As we walked back, I felt compelled to try to burn the image into my mind, as if I'd never see it again. But I guess the truth is, I never will. No two moments are ever exactly the same. The clouds will never glow quite that way again, backlit by the slowly setting sun. My son will never be this exact age again. The birds will not fly that exact pattern tomorrow evening.

Once inside the house, my eyes caught on the fortune cookies I'd got with my take-out lunch that afternoon. They're a special treat for my two dogs, and the extreme crunch seems to give my dogs extra satisfaction. I'd forgotten all about them. I unwrapped the cellophane, broke the cookies in half and read the fortune: Don't pursue happiness-create it.

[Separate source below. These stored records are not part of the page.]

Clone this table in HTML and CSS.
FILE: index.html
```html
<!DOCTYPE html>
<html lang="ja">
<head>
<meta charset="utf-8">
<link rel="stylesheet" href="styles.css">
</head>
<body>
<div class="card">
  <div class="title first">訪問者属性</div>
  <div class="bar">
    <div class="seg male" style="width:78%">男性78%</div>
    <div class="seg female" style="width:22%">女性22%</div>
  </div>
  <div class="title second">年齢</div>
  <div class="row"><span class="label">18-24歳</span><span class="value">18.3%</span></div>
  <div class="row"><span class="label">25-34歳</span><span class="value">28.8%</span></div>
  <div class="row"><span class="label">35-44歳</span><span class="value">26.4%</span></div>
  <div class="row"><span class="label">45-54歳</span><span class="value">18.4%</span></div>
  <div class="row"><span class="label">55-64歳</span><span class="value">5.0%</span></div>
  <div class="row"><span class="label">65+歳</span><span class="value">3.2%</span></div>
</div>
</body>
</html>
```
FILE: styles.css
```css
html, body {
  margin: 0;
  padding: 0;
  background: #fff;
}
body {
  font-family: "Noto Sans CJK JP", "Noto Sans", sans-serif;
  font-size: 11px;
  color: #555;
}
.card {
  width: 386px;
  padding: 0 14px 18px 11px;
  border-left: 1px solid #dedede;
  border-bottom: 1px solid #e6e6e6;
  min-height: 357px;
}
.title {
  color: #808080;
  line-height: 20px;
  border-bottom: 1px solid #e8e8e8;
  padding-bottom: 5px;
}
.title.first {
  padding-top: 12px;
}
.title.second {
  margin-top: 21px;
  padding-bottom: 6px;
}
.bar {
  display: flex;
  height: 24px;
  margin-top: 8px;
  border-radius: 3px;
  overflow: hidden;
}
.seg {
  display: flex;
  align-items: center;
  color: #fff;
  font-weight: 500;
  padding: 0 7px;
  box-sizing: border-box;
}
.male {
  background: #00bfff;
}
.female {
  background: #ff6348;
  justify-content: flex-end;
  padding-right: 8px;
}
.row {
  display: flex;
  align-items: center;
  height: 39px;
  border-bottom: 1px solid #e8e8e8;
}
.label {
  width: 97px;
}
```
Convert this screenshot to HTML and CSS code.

That was us. We weren't just hoping we'd done enough to have happiness land at our door, we were going out to get it. I'd always known we'd needed more. Wanted more. I knew it every time I heard the exotic sounds of an Indian Sitar, or a Chinese Pipa. I could feel the vibrations in my very bones the first time I heard live Japanese Taiko drums, felt something shatter in me and reassemble in new configurations when I saw the Leaning Tower of Pisa, the Coliseum, the Acropolis, the Vatican, the Turkish Souks, all up close and personal. I remember having my emotions whipped into a near frenzy while watching a Spanish Flamenco performance. I remember wanting to cry I was so moved by the uninhibited dancing, the staccato beat steadily filling your ears, your mind, your soul.

We're setting out to get it, happiness. We've had it all along, so maybe we're greedy for wanting even more. It means sacrificing things, changing things. Like energy, real friendships never disappear,  they just change their form. So it's okay that I'll never see that exact scene again. It's in my mind, a new part of my fiber, like all the collective experiences we'll gather along the way. Then again,  my lucky word on the back of the fortune was "banana", so maybe I'm just reading too much into it all:)


1 comment:

  1. Great job babe! You missed your calling...or maybe just exploring your talents! We will enjoy a great adventure together full of bananas (happiness) and love. Miss you and boo lots! Keep up the great work! I finally found something I WANT to read!!!